Breakfast casseroles, for example, are less about culinary drama and more about peace. There is something deeply calming about assembling a dish the night before, sliding it into the refrigerator, and knowing tomorrow’s breakfast is already halfway handled. When morning arrives, all you have to do is bake it and make coffee. The smell alone is enough to convince people they have woken up in a much more organized household than they actually have.
Omelets are a different experience entirely. They are immediate. They are personal. They reward attention, but they do not necessarily reward overthinking. The best omelets often happen when you relax a little, keep the fillings simple, and remember that breakfast is supposed to comfort you, not test your self-worth. A slightly uneven fold still tastes fantastic, which is a principle more recipes should adopt.
Frittatas and quiches are where many home cooks find their confidence. They look polished on the table, yet they are surprisingly forgiving. A frittata can rescue leftover vegetables. A quiche can turn a few pantry ingredients into something that feels brunch-party ready. Both dishes also have that magical quality of tasting good at room temperature, which is useful when breakfast turns into brunch and brunch turns into people standing around the kitchen talking for another hour.

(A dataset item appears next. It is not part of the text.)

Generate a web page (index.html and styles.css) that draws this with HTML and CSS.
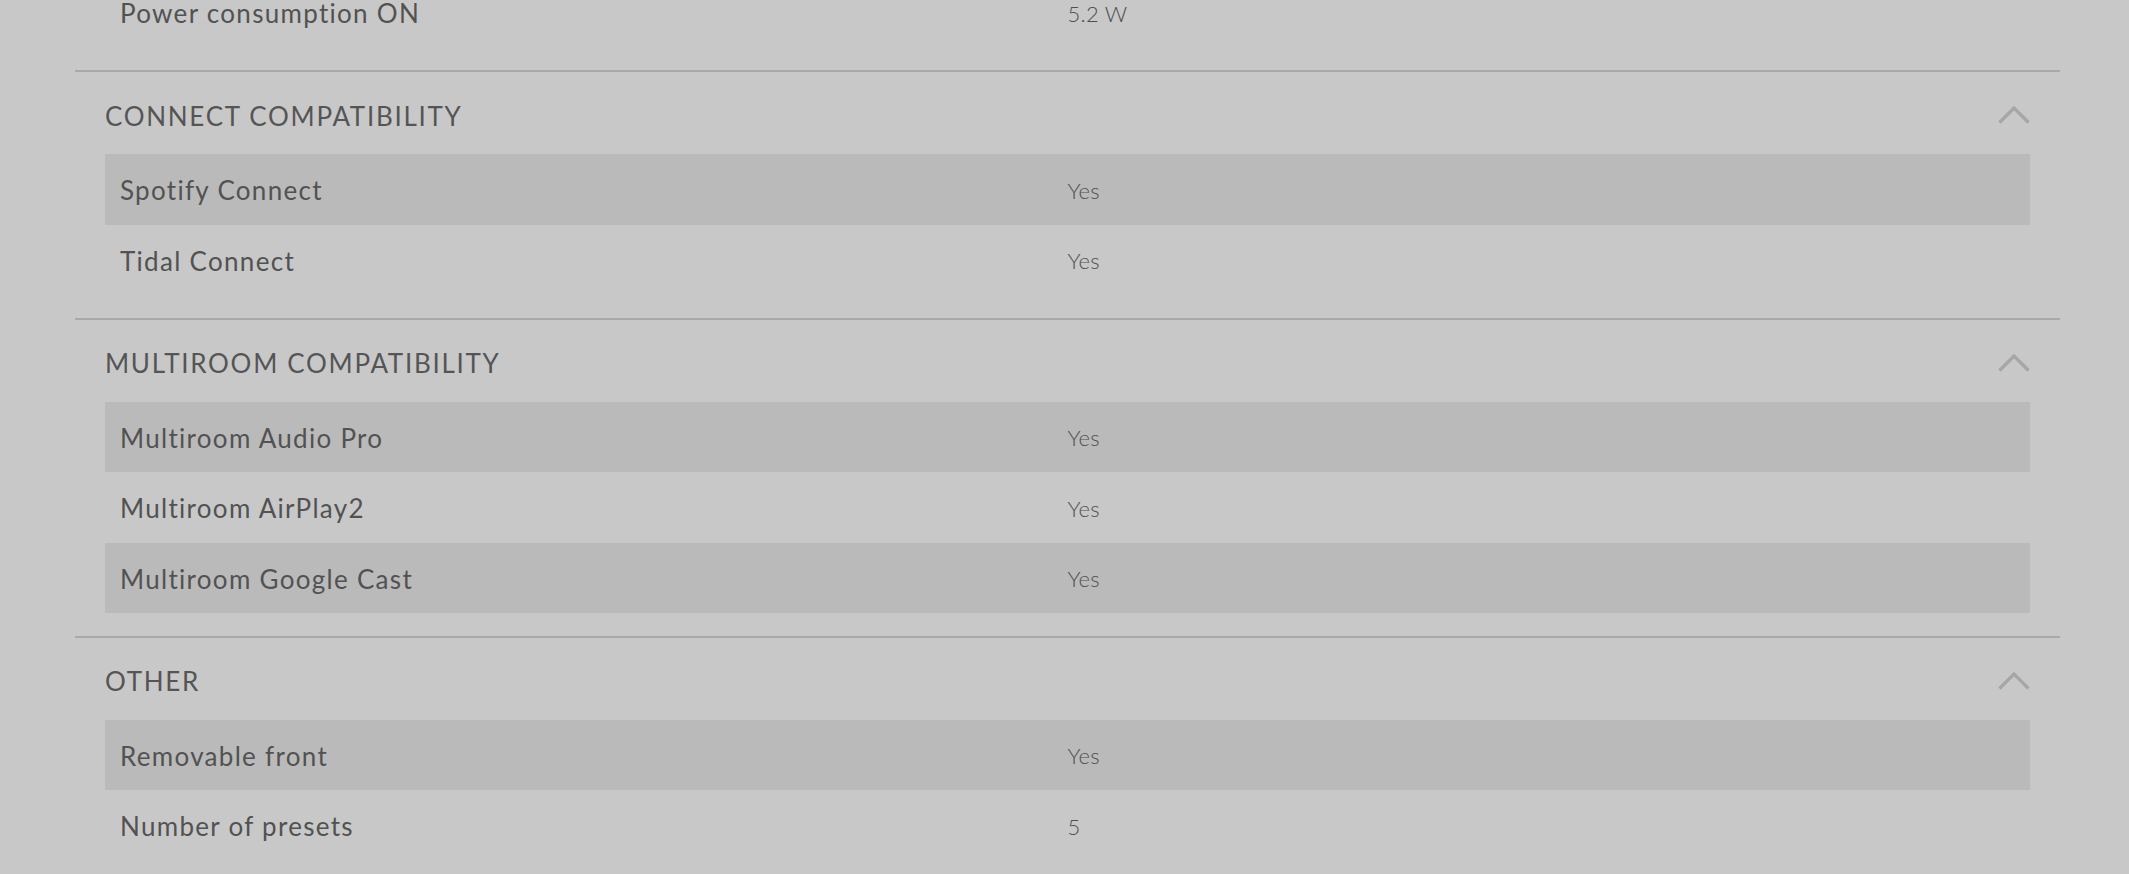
FILE: index.html
```html
<!DOCTYPE html>
<html lang="en">
<head>
<meta charset="utf-8">
<title>Specifications</title>
<link rel="stylesheet" href="styles.css">
</head>
<body>
<div class="page">
  <section class="spec-section spec-section--tail">
    <div class="spec-row">
      <div class="spec-label">Power consumption ON</div>
      <div class="spec-value">5.2 W</div>
    </div>
  </section>

  <section class="spec-section">
    <div class="spec-head">
      <h2 class="spec-title">CONNECT COMPATIBILITY</h2>
      <svg class="chevron" viewBox="0 0 34 20" width="34" height="20" aria-hidden="true"><polyline points="2.5,17.5 17,3 31.5,17.5"/></svg>
    </div>
    <div class="spec-row spec-row--striped">
      <div class="spec-label">Spotify Connect</div>
      <div class="spec-value">Yes</div>
    </div>
    <div class="spec-row">
      <div class="spec-label">Tidal Connect</div>
      <div class="spec-value">Yes</div>
    </div>
  </section>

  <section class="spec-section">
    <div class="spec-head">
      <h2 class="spec-title">MULTIROOM COMPATIBILITY</h2>
      <svg class="chevron" viewBox="0 0 34 20" width="34" height="20" aria-hidden="true"><polyline points="2.5,17.5 17,3 31.5,17.5"/></svg>
    </div>
    <div class="spec-row spec-row--striped">
      <div class="spec-label">Multiroom Audio Pro</div>
      <div class="spec-value">Yes</div>
    </div>
    <div class="spec-row">
      <div class="spec-label">Multiroom AirPlay2</div>
      <div class="spec-value">Yes</div>
    </div>
    <div class="spec-row spec-row--striped">
      <div class="spec-label">Multiroom Google Cast</div>
      <div class="spec-value">Yes</div>
    </div>
  </section>

  <section class="spec-section">
    <div class="spec-head">
      <h2 class="spec-title">OTHER</h2>
      <svg class="chevron" viewBox="0 0 34 20" width="34" height="20" aria-hidden="true"><polyline points="2.5,17.5 17,3 31.5,17.5"/></svg>
    </div>
    <div class="spec-row spec-row--striped">
      <div class="spec-label">Removable front</div>
      <div class="spec-value">Yes</div>
    </div>
    <div class="spec-row">
      <div class="spec-label">Number of presets</div>
      <div class="spec-value">5</div>
    </div>
  </section>
</div>
</body>
</html>
```

FILE: styles.css
```css
html, body {
  margin: 0;
  padding: 0;
}

body {
  background: #c8c8c8;
  color: #555555;
  font-family: Lato, "Open Sans", sans-serif;
  overflow: hidden;
}

.page {
  margin-top: -23px;
  margin-left: 75px;
  width: 1985px;
}

.spec-section {
  border-top: 2px solid #a9a9a9;
  padding: 0 30px 22.5px;
}

.spec-section--tail {
  border-top: none;
}

.spec-head {
  display: flex;
  align-items: center;
  justify-content: space-between;
  height: 82px;
}

.spec-title {
  margin: 0;
  font-size: 26px;
  font-weight: 400;
  letter-spacing: 1.7px;
  line-height: 31px;
  color: #555555;
  position: relative;
  top: 3px;
}

.chevron {
  display: block;
  margin-right: -1px;
  position: relative;
  top: 2px;
}

.chevron polyline {
  fill: none;
  stroke: #a6a6a6;
  stroke-width: 3.2;
  stroke-linecap: butt;
  stroke-linejoin: miter;
}

.spec-row {
  display: grid;
  grid-template-columns: 1fr 1fr;
  align-items: center;
  height: 70.5px;
  box-sizing: border-box;
  padding-top: 2px;
}

.spec-row--striped {
  background: #bababa;
}

.spec-label {
  padding-left: 15px;
  font-size: 26px;
  font-weight: 400;
  letter-spacing: 1.3px;
  color: #525252;
}

.spec-value {
  font-size: 22px;
  font-weight: 300;
  letter-spacing: 0.3px;
  color: #505050;
}
```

Then there are the handheld options: breakfast sandwiches, burritos, egg muffins, and egg bites. These recipes are not glamorous in the traditional sense, but they are heroes. They respect the reality that many mornings are chaotic. They can be wrapped, reheated, shared, stacked, frozen, and eaten while hunting for keys. And still, when done well, they never feel like compromise food.
What ties all these experiences together is the same simple truth: egg breakfasts are adaptable without feeling ordinary. They can be luxurious or economical, light or hearty, classic or a little experimental. They welcome cheese, vegetables, herbs, bread, potatoes, hot sauce, and leftovers without complaining. That kind of flexibility is why people keep coming back to them, and why a good egg breakfast never really goes out of fashion. It just changes outfit.